Irrigation Tips

The tips below are designed to help growers reduce both tailwater drainage and the amount of deep percolation that contributes to high water tables and localized drainage problems.

Most TID growers produce no tailwater. While these Irrigation tips are mainly intended for growers on the west side of the District who have access to area drains or use tile drainage systems, all growers can benefit during a drought.

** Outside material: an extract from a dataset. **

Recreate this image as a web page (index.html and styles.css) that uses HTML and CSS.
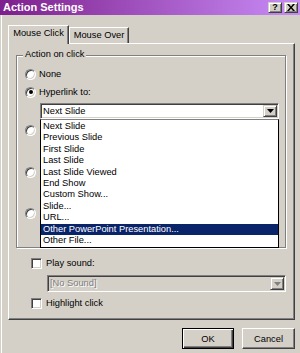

Following these tips may lead to changes in the layout of the checks in your fields and cultural practices for growing field crops. Improved irrigation also saves on fertilizer costs because less of the expensive nutrients are leached out of the soil with deep percolation of the unused irrigation water that passes the crop roots. A grower making these changes must reach a balance between field layouts based on production and labor needs and the goal to reduce tailwater drainage and deep percolation losses.

Water Saving Strategies to Reduce Drainage from Flood Irrigation

The key to reducing tailwater drainage and deep percolation is to irrigate very fast and control how long the water is on the field. Good irrigation practices can result in overall irrigation efficiencies of 75 percent. These irrigation strategies were developed with the U.C. Cooperative Extension during the 1987 to 1992 drought and they still apply to today’s practices.

Reduce check size to irrigate as fast as possible, thus minimizing the volume of tailwater

  • Smaller or narrower checks irrigate better.
    • For example: on sandy soils use 1 acre checks 65 to 55 feet wide by 700 to 800 feet long; on loamy soils use 1.5 to 2 acre checks 80 to 90 feet wide by 800 to 1000 feet long.
  • On existing large checks, install a berm in the center to make 2 narrow checks.

Preparation of the field is critical to achieve a uniform flow of water across the check

  • A high uniformity of irrigation means all parts of the field have the same amount of water for the same time. This also reduces deep percolation losses.
  • Laser level to insure cross slope is flat and check slope is uniform.
  • A narrow check with normal slope of 1/10 percent irrigates more uniformly across the check than a wider check with a steeper slope of 2/10 percent.

Practice “cutback irrigation” by turning off the water before it reaches the end of the check

This will reduce ponding, deep percolation losses, and tailwater volume. Cutback irrigation works because the water on the upper portion of the check will continue to flow down the check after the shutoff and irrigate the remainder of the check.

  • Change shutoff times during seasons to match how soil seals between irrigations. Midseason cultivation will also change the shutoff time.
  • Shut off times will vary through the season. The first irrigation may require shutoff when the water reaches 90 percent of the distance down the check.
  • By the third irrigation this shutoff time may be reduced to only 70 percent of the distance down the check.

Schedule irrigations to match crop needs and soil water-holding characteristics

  • To reduce drainage volume, how long you irrigate is just as important as how often.
    • On sandy loam soils 1.25 inches of applied water fills 1 foot of soil.
    • On sandy soil 1 inch of water fills 1 foot of soil.
  • Plants can only utilize 50 percent to 60 percent of the water applied to the soil.
  • Understanding the crop rooting depth which varies with the stage of growth, can save water.
  • The highest deep percolation losses occur early in the growth season for annual field crops when the roots are not well developed.
    • For example, the depths of corn roots are typically 3 feet during the peak stage of crop growth meaning each irrigation should require 3 inches on a sandy soil. But, since the irrigation efficiency is 75 percent, the total amount of water needed to reach the entire root zone is 4 inches, or 25 percent more than can be used by the crop.
    • For winter oats the rooting depth in May is typically 18 inches while alfalfa roots can reach 5 feet.

How often to irrigate is based on how fast the plant uses the water in the soil

  • Using crop water or evapotranspiration (ET) information will help determine how much water is taken from the soil between irrigations.
  • A typical corn crop uses 0.27 inches of water per day at peak growth in early August.
    • On sandy soil with 3 foot roots, there is about 60 percent of the 3 inches of water in the soil or 1.8 inches of water available for the plant between irrigations.
    • To keep the soil moisture at the optimum level for best yields, irrigate every 7 days.
  • For the same crop and soil in June, the corn uses only 0.13 inches per day and irrigations could be 13 days apart.
  • Because crop ET varies seasonally, use the current year ET values to schedule irrigations.
  • The local CIMIS (California Irrigation Management Information System) site is Denair #168.

Each field is different

  • To obtain optimum yield, irrigation practices need to be tailored to specific situations.
  • Your local Farm Advisor can be of assistance in developing these practices.